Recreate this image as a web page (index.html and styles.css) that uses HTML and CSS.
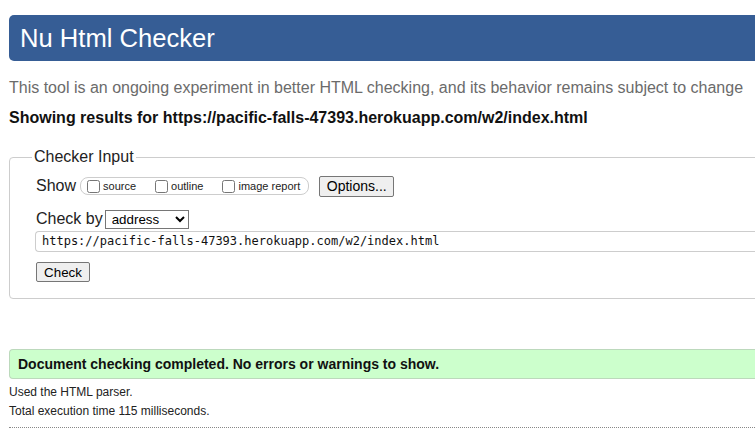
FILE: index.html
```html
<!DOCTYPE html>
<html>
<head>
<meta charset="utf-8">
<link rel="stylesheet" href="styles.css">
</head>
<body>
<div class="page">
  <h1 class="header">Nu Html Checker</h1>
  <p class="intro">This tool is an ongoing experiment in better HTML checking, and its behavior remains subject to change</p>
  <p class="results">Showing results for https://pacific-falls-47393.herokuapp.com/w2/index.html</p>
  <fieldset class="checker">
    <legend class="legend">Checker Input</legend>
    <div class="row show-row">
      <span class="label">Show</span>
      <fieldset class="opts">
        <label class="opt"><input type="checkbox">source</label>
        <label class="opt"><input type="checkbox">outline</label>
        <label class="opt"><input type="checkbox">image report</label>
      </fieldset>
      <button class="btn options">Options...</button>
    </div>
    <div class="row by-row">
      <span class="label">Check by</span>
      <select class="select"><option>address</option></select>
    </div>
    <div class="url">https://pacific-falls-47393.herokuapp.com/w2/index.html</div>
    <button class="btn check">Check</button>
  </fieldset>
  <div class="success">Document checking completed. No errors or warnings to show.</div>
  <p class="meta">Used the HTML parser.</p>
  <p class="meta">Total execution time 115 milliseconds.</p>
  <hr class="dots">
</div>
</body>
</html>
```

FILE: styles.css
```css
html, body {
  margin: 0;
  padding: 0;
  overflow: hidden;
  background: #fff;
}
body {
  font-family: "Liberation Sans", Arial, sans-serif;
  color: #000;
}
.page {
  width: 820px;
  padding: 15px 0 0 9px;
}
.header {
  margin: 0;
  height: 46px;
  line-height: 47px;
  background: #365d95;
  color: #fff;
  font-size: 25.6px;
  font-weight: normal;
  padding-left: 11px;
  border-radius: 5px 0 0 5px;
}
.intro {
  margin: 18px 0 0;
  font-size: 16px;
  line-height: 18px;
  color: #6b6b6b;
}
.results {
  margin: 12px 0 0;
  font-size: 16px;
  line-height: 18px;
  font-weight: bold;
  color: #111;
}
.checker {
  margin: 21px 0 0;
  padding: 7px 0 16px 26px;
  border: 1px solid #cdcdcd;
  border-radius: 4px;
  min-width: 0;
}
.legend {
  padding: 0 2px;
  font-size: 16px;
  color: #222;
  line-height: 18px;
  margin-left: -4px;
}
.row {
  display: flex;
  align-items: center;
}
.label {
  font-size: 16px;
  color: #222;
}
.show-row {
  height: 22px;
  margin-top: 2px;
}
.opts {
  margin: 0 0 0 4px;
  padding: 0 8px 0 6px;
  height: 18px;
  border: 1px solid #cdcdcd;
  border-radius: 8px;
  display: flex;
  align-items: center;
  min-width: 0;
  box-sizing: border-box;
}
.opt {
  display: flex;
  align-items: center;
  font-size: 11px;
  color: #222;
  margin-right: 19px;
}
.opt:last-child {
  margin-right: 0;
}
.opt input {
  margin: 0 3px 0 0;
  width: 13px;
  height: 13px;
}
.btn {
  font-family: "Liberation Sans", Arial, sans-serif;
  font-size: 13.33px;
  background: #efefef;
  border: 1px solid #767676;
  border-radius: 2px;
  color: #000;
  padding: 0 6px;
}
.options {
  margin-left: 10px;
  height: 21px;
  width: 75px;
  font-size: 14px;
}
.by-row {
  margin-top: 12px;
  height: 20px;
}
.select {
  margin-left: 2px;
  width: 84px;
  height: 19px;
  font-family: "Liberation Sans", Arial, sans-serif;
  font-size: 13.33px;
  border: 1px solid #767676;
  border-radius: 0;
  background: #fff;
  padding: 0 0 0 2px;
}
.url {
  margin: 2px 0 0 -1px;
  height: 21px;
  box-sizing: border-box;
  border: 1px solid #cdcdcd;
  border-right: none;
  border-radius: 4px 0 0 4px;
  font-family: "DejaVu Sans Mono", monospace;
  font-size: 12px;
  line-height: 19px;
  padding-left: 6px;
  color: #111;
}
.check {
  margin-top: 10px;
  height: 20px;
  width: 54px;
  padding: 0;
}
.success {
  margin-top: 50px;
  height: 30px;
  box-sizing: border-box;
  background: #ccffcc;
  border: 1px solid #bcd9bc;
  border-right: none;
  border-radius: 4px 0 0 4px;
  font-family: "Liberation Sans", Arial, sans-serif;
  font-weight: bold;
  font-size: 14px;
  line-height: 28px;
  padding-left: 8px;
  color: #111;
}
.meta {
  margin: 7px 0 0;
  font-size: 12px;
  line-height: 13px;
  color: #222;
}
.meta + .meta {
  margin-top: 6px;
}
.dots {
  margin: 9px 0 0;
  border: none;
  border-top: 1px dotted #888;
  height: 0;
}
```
◆ ◆ ◆ ◆ ◆ ◆ ◆
Without the pictures, print the whole listing exactly as given.

Recreate this image as a web page (index.html and styles.css) that uses HTML and CSS.
FILE: index.html
```html
<!DOCTYPE html>
<html>
<head>
<meta charset="utf-8">
<link rel="stylesheet" href="styles.css">
</head>
<body>
<div class="page">
  <h1 class="header">Nu Html Checker</h1>
  <p class="intro">This tool is an ongoing experiment in better HTML checking, and its behavior remains subject to change</p>
  <p class="results">Showing results for https://pacific-falls-47393.herokuapp.com/w2/index.html</p>
  <fieldset class="checker">
    <legend class="legend">Checker Input</legend>
    <div class="row show-row">
      <span class="label">Show</span>
      <fieldset class="opts">
        <label class="opt"><input type="checkbox">source</label>
        <label class="opt"><input type="checkbox">outline</label>
        <label class="opt"><input type="checkbox">image report</label>
      </fieldset>
      <button class="btn options">Options...</button>
    </div>
    <div class="row by-row">
      <span class="label">Check by</span>
      <select class="select"><option>address</option></select>
    </div>
    <div class="url">https://pacific-falls-47393.herokuapp.com/w2/index.html</div>
    <button class="btn check">Check</button>
  </fieldset>
  <div class="success">Document checking completed. No errors or warnings to show.</div>
  <p class="meta">Used the HTML parser.</p>
  <p class="meta">Total execution time 115 milliseconds.</p>
  <hr class="dots">
</div>
</body>
</html>
```

FILE: styles.css
```css
html, body {
  margin: 0;
  padding: 0;
  overflow: hidden;
  background: #fff;
}
body {
  font-family: "Liberation Sans", Arial, sans-serif;
  color: #000;
}
.page {
  width: 820px;
  padding: 15px 0 0 9px;
}
.header {
  margin: 0;
  height: 46px;
  line-height: 47px;
  background: #365d95;
  color: #fff;
  font-size: 25.6px;
  font-weight: normal;
  padding-left: 11px;
  border-radius: 5px 0 0 5px;
}
.intro {
  margin: 18px 0 0;
  font-size: 16px;
  line-height: 18px;
  color: #6b6b6b;
}
.results {
  margin: 12px 0 0;
  font-size: 16px;
  line-height: 18px;
  font-weight: bold;
  color: #111;
}
.checker {
  margin: 21px 0 0;
  padding: 7px 0 16px 26px;
  border: 1px solid #cdcdcd;
  border-radius: 4px;
  min-width: 0;
}
.legend {
  padding: 0 2px;
  font-size: 16px;
  color: #222;
  line-height: 18px;
  margin-left: -4px;
}
.row {
  display: flex;
  align-items: center;
}
.label {
  font-size: 16px;
  color: #222;
}
.show-row {
  height: 22px;
  margin-top: 2px;
}
.opts {
  margin: 0 0 0 4px;
  padding: 0 8px 0 6px;
  height: 18px;
  border: 1px solid #cdcdcd;
  border-radius: 8px;
  display: flex;
  align-items: center;
  min-width: 0;
  box-sizing: border-box;
}
.opt {
  display: flex;
  align-items: center;
  font-size: 11px;
  color: #222;
  margin-right: 19px;
}
.opt:last-child {
  margin-right: 0;
}
.opt input {
  margin: 0 3px 0 0;
  width: 13px;
  height: 13px;
}
.btn {
  font-family: "Liberation Sans", Arial, sans-serif;
  font-size: 13.33px;
  background: #efefef;
  border: 1px solid #767676;
  border-radius: 2px;
  color: #000;
  padding: 0 6px;
}
.options {
  margin-left: 10px;
  height: 21px;
  width: 75px;
  font-size: 14px;
}
.by-row {
  margin-top: 12px;
  height: 20px;
}
.select {
  margin-left: 2px;
  width: 84px;
  height: 19px;
  font-family: "Liberation Sans", Arial, sans-serif;
  font-size: 13.33px;
  border: 1px solid #767676;
  border-radius: 0;
  background: #fff;
  padding: 0 0 0 2px;
}
.url {
  margin: 2px 0 0 -1px;
  height: 21px;
  box-sizing: border-box;
  border: 1px solid #cdcdcd;
  border-right: none;
  border-radius: 4px 0 0 4px;
  font-family: "DejaVu Sans Mono", monospace;
  font-size: 12px;
  line-height: 19px;
  padding-left: 6px;
  color: #111;
}
.check {
  margin-top: 10px;
  height: 20px;
  width: 54px;
  padding: 0;
}
.success {
  margin-top: 50px;
  height: 30px;
  box-sizing: border-box;
  background: #ccffcc;
  border: 1px solid #bcd9bc;
  border-right: none;
  border-radius: 4px 0 0 4px;
  font-family: "Liberation Sans", Arial, sans-serif;
  font-weight: bold;
  font-size: 14px;
  line-height: 28px;
  padding-left: 8px;
  color: #111;
}
.meta {
  margin: 7px 0 0;
  font-size: 12px;
  line-height: 13px;
  color: #222;
}
.meta + .meta {
  margin-top: 6px;
}
.dots {
  margin: 9px 0 0;
  border: none;
  border-top: 1px dotted #888;
  height: 0;
}
```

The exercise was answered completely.